For Alexandra Massa, a PhD Candidate in the Department of Microbiology and Immunology, DIAC has revealed resources that she didn’t know were available.

“It’s helped me to forge connections, both in and outside of Dartmouth, that I might not have had the opportunity to otherwise,” she says.

Transferring Technologies

Through the accelerator, participants learn how biotech investors think and what is going to be most appealing to them. It’s a more targeted approach than considering impact in a vacuum, says Kapadia.

“It’s a balance of what’s going to help a lot of people, but also is attractive to investors and will be economically feasible,” he says.

This also impacts how teams portray their innovations.

"We have been able to mature how we present the capabilities and opportunities for applying our immune profiling platform technology, to make it more approachable both to potential investors and customers,” Christensen says.

While the experts involved with DIAC are encouraging, they’re also frank about the truths of bio innovation, encouraging participants to be mindful of the low odds of success, without fixating on them.

“We talk from a very romanticized standpoint,” says Parwal. “But the reality is a very, very high failure rate. That’s the nature of this industry. That’s something that’s been made pretty clear.”

Supporting Translational Research and Commercialization

During this session, more than 20 follow-up meetings have taken place between DIAC participants and alumni working for investment firms or biotech companies. That builds on the success of the first cohort.

“The magnitude of the return on the investments made by the DIAC program already has been striking,” says Schweitzer.

Over a dozen invention disclosures and patent applications have been filed by DIAC teams, six start-up companies have been formed, several Small Business Innovation Research grants have been applied for, one project has received an additional $100,000 in funding from a biopharmaceutical company, and several technologies have been licensed or optioned or are in the process of being licensed. One team has a term sheet for several million dollars of investment by a global venture capital firm.

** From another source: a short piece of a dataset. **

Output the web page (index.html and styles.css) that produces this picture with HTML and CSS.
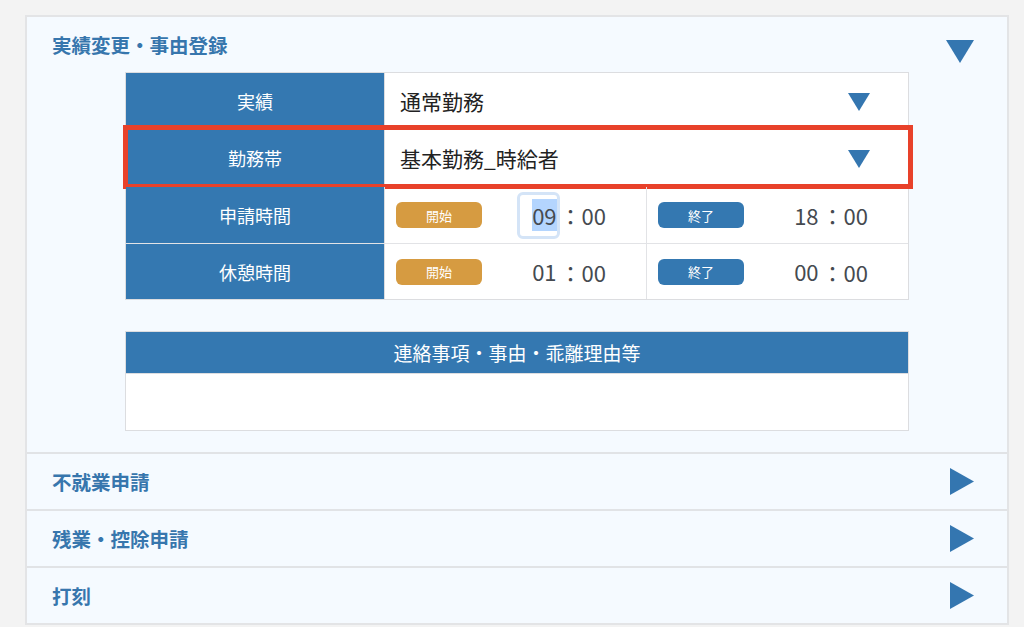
FILE: index.html
```html
<!DOCTYPE html>
<html lang="ja">
<head>
<meta charset="utf-8">
<title>実績変更・事由登録</title>
<link rel="stylesheet" href="styles.css">
</head>
<body>
<div class="panel">
  <section class="sec sec-open">
    <div class="sec-head">
      <h2 class="sec-title">実績変更・事由登録</h2>
      <svg class="tri-down" width="28" height="23" viewBox="0 0 28 23"><polygon points="0,0 28,0 14,23" fill="#3476b0"/></svg>
    </div>
    <div class="sec-body">
      <div class="form-table">
        <div class="row row-1">
          <div class="label">実績</div>
          <div class="value select">
            <span class="val-text">通常勤務</span>
            <svg class="sel-arrow" width="22" height="18" viewBox="0 0 22 18"><polygon points="0,0 22,0 11,18" fill="#3476b0"/></svg>
          </div>
        </div>
        <div class="row row-2">
          <div class="label">勤務帯</div>
          <div class="value select">
            <span class="val-text">基本勤務_時給者</span>
            <svg class="sel-arrow" width="22" height="18" viewBox="0 0 22 18"><polygon points="0,0 22,0 11,18" fill="#3476b0"/></svg>
          </div>
          <div class="highlight"></div>
        </div>
        <div class="row row-3">
          <div class="label">申請時間</div>
          <div class="value split">
            <div class="half">
              <span class="btn btn-start">開始</span>
              <span class="time"><span class="hh hh-focus"><span class="sel">09</span></span><span class="colon">：</span><span class="mm">00</span></span>
            </div>
            <div class="half">
              <span class="btn btn-end">終了</span>
              <span class="time"><span class="hh">18</span><span class="colon">：</span><span class="mm">00</span></span>
            </div>
          </div>
        </div>
        <div class="row row-4">
          <div class="label">休憩時間</div>
          <div class="value split">
            <div class="half">
              <span class="btn btn-start">開始</span>
              <span class="time"><span class="hh">01</span><span class="colon">：</span><span class="mm">00</span></span>
            </div>
            <div class="half">
              <span class="btn btn-end">終了</span>
              <span class="time"><span class="hh">00</span><span class="colon">：</span><span class="mm">00</span></span>
            </div>
          </div>
        </div>
      </div>
      <div class="comment">
        <div class="comment-head">連絡事項・事由・乖離理由等</div>
        <div class="comment-body"></div>
      </div>
    </div>
  </section>
  <section class="sec">
    <div class="sec-head closed">
      <h2 class="sec-title">不就業申請</h2>
      <svg class="tri-right" width="24" height="27" viewBox="0 0 24 27"><polygon points="0,0 24,13.5 0,27" fill="#3476b0"/></svg>
    </div>
  </section>
  <section class="sec">
    <div class="sec-head closed">
      <h2 class="sec-title">残業・控除申請</h2>
      <svg class="tri-right" width="24" height="27" viewBox="0 0 24 27"><polygon points="0,0 24,13.5 0,27" fill="#3476b0"/></svg>
    </div>
  </section>
  <section class="sec">
    <div class="sec-head closed">
      <h2 class="sec-title">打刻</h2>
      <svg class="tri-right" width="24" height="27" viewBox="0 0 24 27"><polygon points="0,0 24,13.5 0,27" fill="#3476b0"/></svg>
    </div>
  </section>
</div>
</body>
</html>
```

FILE: styles.css
```css
* { box-sizing: border-box; }

html, body {
  margin: 0;
  padding: 0;
  background: #f3f3f3;
  font-family: "Noto Sans CJK JP", "Noto Sans", sans-serif;
  height: 627px;
  overflow: hidden;
}

body {
  padding: 15px 0 0 25px;
}

.panel {
  width: 984px;
  background: #f5faff;
  border: 2px solid #e3e4e6;
}

.sec + .sec {
  border-top: 2px solid #e1e3e6;
}

.sec-head {
  display: flex;
  justify-content: space-between;
  align-items: flex-start;
  height: 55px;
  padding: 0 33px 0 25px;
}

.sec-title {
  margin: 0;
  font-size: 19.5px;
  font-weight: 700;
  color: #3776ad;
  line-height: 55px;
}

.tri-down {
  margin-top: 23px;
}

.sec-head.closed {
  height: 55px;
  align-items: center;
}

.sec-body {
  padding: 0 0 21px 98px;
}

.form-table {
  width: 784px;
  border: 1px solid #dcdde0;
  background: #fff;
}

.row {
  position: relative;
  display: flex;
  border-bottom: 1px solid #e2e3e6;
}

.row-1 { height: 56px; }
.row-2 { height: 58px; }
.row-3 { height: 57px; }
.row-4 { height: 55px; border-bottom: none; }

.label {
  width: 259px;
  flex: none;
  background: #3478b1;
  color: #fff;
  font-size: 18px;
  display: flex;
  align-items: center;
  justify-content: center;
  border-right: 1px solid #dcdde0;
}

.value {
  flex: 1;
  display: flex;
  align-items: center;
}

.select {
  justify-content: space-between;
  padding: 0 38px 0 15px;
}

.val-text {
  font-size: 21px;
  color: #222;
}

.sel-arrow {
  margin-top: 2px;
}

.highlight {
  position: absolute;
  left: -3px;
  top: -4px;
  right: -5px;
  bottom: -3px;
  border: 5px solid #e8412a;
  pointer-events: none;
}

.split {
  align-items: stretch;
}

.half {
  flex: 1;
  display: flex;
  align-items: center;
  justify-content: space-between;
  padding: 0 40px 0 11px;
}

.half:first-child {
  border-right: 1px solid #e2e3e6;
}

.btn {
  width: 86px;
  height: 26px;
  border-radius: 6px;
  color: #fff;
  font-size: 13px;
  display: flex;
  align-items: center;
  justify-content: center;
}

.btn-start {
  background: #d69b41;
}

.btn-end {
  background: #3478b1;
}

.time {
  font-size: 22px;
  color: #454a50;
  display: flex;
  align-items: center;
}

.hh {
  display: inline-block;
  padding: 4px 0 4px 12px;
  border: 3px solid transparent;
  border-radius: 6px;
  line-height: 33px;
}

.hh-focus {
  border-color: #d4e4f7;
}

.sel {
  background: #b4d5fe;
}

.comment {
  width: 784px;
  margin-top: 31px;
  border: 1px solid #dcdde0;
  background: #fff;
}

.comment-head {
  height: 42px;
  background: #3478b1;
  color: #fff;
  font-size: 19px;
  display: flex;
  align-items: center;
  justify-content: center;
  border-bottom: 1px solid #dcdde0;
}

.comment-body {
  height: 56px;
}
```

Funding awards for the second cohort will be made later in the spring. Teams are competing for the $300,000 Venture Development Award, a $100,000 Early Stage Project Award, and a $50,000 Quinn Innovation Award. The funds are awarded based on teams’ project proposals for how to use the money to advance their technologies towards the clinic.

Four teams, including Carpenter and Khanwalkar’s, split a $100,000 Stu Trembly Award. The award, which is new for this cohort, is named for a Dartmouth professor and alum, and a participant in DIAC’s first cohort, who passed away suddenly this year.

“Stu Trembly was one of the first people that I spoke to about the idea of starting a program like this at Dartmouth, and his encouragement really spurred me to move forward,” Schweitzer says. “He followed up his words with action by being the first one to submit a project to the 1st cohort, and even though he made it to the finals but didn’t win an award, he told me before he passed away that he was planning on trying again. The program team all felt that they wanted to do something to honor Stu’s entrepreneurial spirit, so we created the Stu Trembly Award.”

These funds are to be used for a three-month project that will move teams forward significantly before the final External Review Panel meeting in April.

“Having those funds has allowed us to really define what the gaps are in the biotech space and try to address some of those gaps with our platform,” Carpenter says.

While the commercialization aspect is important, the energy that DIAC has created on campus is even more meaningful.

“Harder to measure but no less impactful in the long run has been the catalyzing effect that the Accelerator has had on interest in biotech across the campus,” Schweitzer says. “More people in the sciences at Dartmouth are taking notice of what is going on with the Magnuson Center and are now asking us to expand the program framework beyond cancer.”